Sedaka has his theories as to why his songs are so well covered. “My songs are an interesting combination of pop and evergreen standards, with a bit of rock and roll and a bit of theater,” he says. “I write in a comfortable vocal range, with my voice, at the piano. It’s no more than an octave and a couple notes.”

Writing songs that other musicians recorded kept him going during difficult times. When the British invasion hit, Sedaka dropped off the charts and he worked only as a songwriter for 13 years. Ironically, he left for the UK to revive his career. There he met Elton John who was a longtime fan. He invited Sedaka to record on his new Rocket record label. Sedaka’s Back (1974) and The Hungry Years (1975) became top sellers worldwide. Two songs that Sedaka wrote with Phil Cody, “Laughter in the Rain” and “Bad Blood,” hit the top spot on Billboard’s Hot 100, helping to restart Sedaka’s career and get him back out in front of audiences.

These days Sedaka prefers to write alone. “I find it much more rewarding. People aren’t putting words in my mouth and I can express myself,” he says. “I begin at the piano with either a tune or a poem.”

Over his long career Sedaka has seen many changes in the music industry, and he tries to stay current, listening to today’s latest voices for inspiration. “I go back to Stevie Wonder and Peter Gabriel, but I think some of the new people are delightful. I like melodic and intelligible lyrics.” Sedaka says that Local 47 (Los Angeles, CA) member Bruno Mars is his favorite among the younger artists.

Sedaka readily concedes that today’s musicians face bigger challenges than he did. “There are so many millions of people on the Internet,” he says. “Everybody can make a YouTube video.”

Advice from a Pro

For young songwriters he offers this advice: “There are two ways of writing, either with the market or completely against the market, and both can be successful,” he says. “Sing and play in front of as many people as possible and see how the material goes over. Take criticism and don’t be afraid of disappointments and turndowns. You can’t keep great talent down, but you have to have something that makes you different.”

As for singers who want to have as remarkable a voice as he has at 72, he adds, “Your voice has to be cared for. Don’t go into a loud room where you have to shout to be heard. No ice drinks; you have to keep it warm. It’s like being an athlete. If you stop singing for a while, the first concert back is like climbing a mountain.”

“I remember Pavarotti telling me, ‘Oh Neil, after 70 the voice is going to go,’ but I’ve been lucky,” Sedaka says. “You almost have to learn how to sing all over again. You use your diaphragm more. You have to pick and choose the notes and pace yourself.”

Sedaka is currently working on a Broadway show that will tell the story of his long career. “I think it’s the ultimate; I’ve done everything else,” he explains, adding that he thinks his life has been interesting. “I’m a survivor. I had to overcome a lot of diversity, and I came back after 13 years of being off the charts.”
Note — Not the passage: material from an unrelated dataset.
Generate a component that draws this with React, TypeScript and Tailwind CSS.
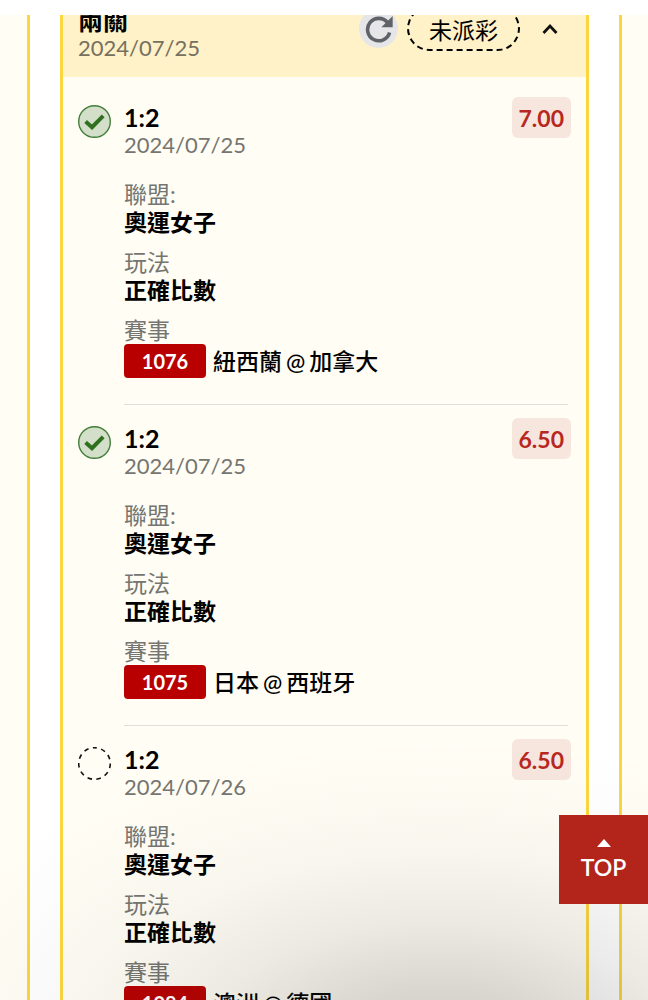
type Status = "won" | "pending";

type Leg = {
  id: string;
  status: Status;
  pick: string;
  date: string;
  odds: string;
  league: string;
  play: string;
  match: string;
};

const legs: Leg[] = [
  { id: "1076", status: "won", pick: "1:2", date: "2024/07/25", odds: "7.00", league: "奧運女子", play: "正確比數", match: "紐西蘭 @ 加拿大" },
  { id: "1075", status: "won", pick: "1:2", date: "2024/07/25", odds: "6.50", league: "奧運女子", play: "正確比數", match: "日本 @ 西班牙" },
  { id: "1084", status: "pending", pick: "1:2", date: "2024/07/26", odds: "6.50", league: "奧運女子", play: "正確比數", match: "澳洲 @ 德國" }
];

const StatusIcon = ({ status }: { status: Status }) =>
  status === "won" ? (
    <svg viewBox="0 0 33 33" className="size-[33px]" role="img" aria-label="過關">
      <circle cx="16.5" cy="16.5" r="15.8" fill="#d4dfca" stroke="#417f39" strokeWidth="1.4" />
      <path d="M7.6 16.6L14 22.2L25.2 10.8" fill="none" stroke="#2f711f" strokeWidth="4" />
    </svg>
  ) : (
    <svg viewBox="0 0 33 33" className="size-[33px]" role="img" aria-label="未開賽">
      <circle
        cx="16.5"
        cy="16.5"
        r="15.8"
        fill="none"
        stroke="#111"
        strokeWidth="1.6"
        strokeDasharray="4.6 4.427"
        strokeDashoffset="2.3"
        transform="rotate(-90 16.5 16.5)"
      />
    </svg>
  );

const Field = ({ label, value }: { label: string; value: string }) => (
  <div className="mb-3">
    <dt className="text-[#757571]">{label}</dt>
    <dd className="font-bold text-black">{value}</dd>
  </div>
);

const MatchName = ({ match }: { match: string }) => {
  const [away, home] = match.split(" @ ");
  return (
    <span className="flex gap-1">
      <span>{away}</span>
      <span>@</span>
      <span>{home}</span>
    </span>
  );
};

const LegRow = ({ leg }: { leg: Leg }) => (
  <li className="flex gap-[13px]">
    <div className="shrink-0 pt-[21px]">
      <StatusIcon status={leg.status} />
    </div>
    <div className="min-w-0 flex-1">
      <div className="flex items-start justify-between">
        <div className="pt-[19px]">
          <h3 className="text-[25px] leading-7 font-bold text-black">{leg.pick}</h3>
          <p className="text-[22px] text-[#757571]">{leg.date}</p>
        </div>
        <span className="mt-[13px] rounded-md bg-[#f7e6de] px-[7px] pt-[7px] pb-[6px] font-bold text-[#b7281f]">
          {leg.odds}
        </span>
      </div>
      <dl className="mt-[21px]">
        <Field label="聯盟:" value={leg.league} />
        <Field label="玩法" value={leg.play} />
        <dt className="text-[#757571]">賽事</dt>
        <dd className="flex items-center gap-[7px] font-medium text-black">
          <span className="w-[82px] rounded-sm bg-[#b80000] text-center text-xl leading-[34px] font-bold text-white">
            {leg.id}
          </span>
          <MatchName match={leg.match} />
        </dd>
      </dl>
      <hr className="mt-[26px] mr-[3px] border-[#dfded9]" />
    </div>
  </li>
);

export default function App() {
  return (
    <div className="relative h-screen overflow-hidden bg-white pt-[15px] font-['Lato','Noto_Sans_CJK_TC',sans-serif] text-[23px] leading-7">
      <main className="flex h-full gap-[30px] overflow-hidden">
        <div className="w-[30px] shrink-0 border-r-3 border-[#fbd63f] bg-[#fffdf4]" />

        <section className="min-w-0 flex-1 border-x-3 border-[#fbd63f] bg-[#fffdf4]">
          <header className="-mt-[9px] flex h-[71px] justify-between bg-[#fff1c8] pr-4 pl-[15px]">
            <div>
              <h2 className="text-[25px] leading-7 font-bold text-black">兩關</h2>
              <p className="text-[22px] text-[#757060]">2024/07/25</p>
            </div>
            <div className="flex items-center self-start">
              <button
                type="button"
                aria-label="重新整理"
                className="mr-[9px] flex size-[39px] items-center justify-center rounded-full bg-[#e6e6e8]"
              >
                <svg viewBox="0 0 28 28" className="size-7">
                  <path d="M22.5 7.5A11.2 11.2 0 1 0 24.6 17.5" fill="none" stroke="#5f6368" strokeWidth="3.6" />
                  <path d="M27.7 1V12.3H16.4Z" fill="#5f6368" />
                </svg>
              </button>
              <span className="rounded-full border-2 border-dashed border-black px-5 pt-2 pb-[5px] text-black">
                未派彩
              </span>
              <button type="button" aria-label="收合" className="mr-3 ml-[22px]">
                <svg viewBox="0 0 16 16" className="size-4">
                  <path d="M1.5 12L8 5L14.5 12" fill="none" stroke="#111" strokeWidth="2.8" />
                </svg>
              </button>
            </div>
          </header>
          <ul className="pt-[7px] pr-[15px] pl-[15px]">
            {legs.map((leg) => (
              <LegRow key={leg.id} leg={leg} />
            ))}
          </ul>
        </section>

        <div className="w-[29px] shrink-0 border-l-3 border-[#fbd63f] bg-[#fffdf4]" />
      </main>

      <div className="pointer-events-none absolute inset-x-0 bottom-0 h-[280px] bg-[radial-gradient(ellipse_90%_110%_at_68%_116%,rgba(40,40,38,0.22),rgba(40,40,38,0.18)_18%,rgba(40,40,38,0.09)_40%,rgba(40,40,38,0.035)_62%,rgba(40,40,38,0.01)_82%,transparent)]" />

      <a
        href="#"
        className="absolute right-0 bottom-24 flex size-[89px] flex-col items-center justify-center bg-[#b3251b] text-white"
      >
        <svg viewBox="0 0 14 8" className="mb-1.5 h-2 w-3.5" aria-hidden="true">
          <path d="M0 8L7 0L14 8Z" fill="currentColor" />
        </svg>
        <span className="font-semibold">TOP</span>
      </a>
    </div>
  );
}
As he begins to focus more on this project, Sedaka will be touring less in the coming years. “This is my last heavy touring year, of a 58-year career,” he says. “I’m going to pick and choose the shows next year. I love being on stage, but the traveling is difficult.” This Fall he has shows planned in Las Vegas, Canada, and seven concerts in England, including at Albert Hall.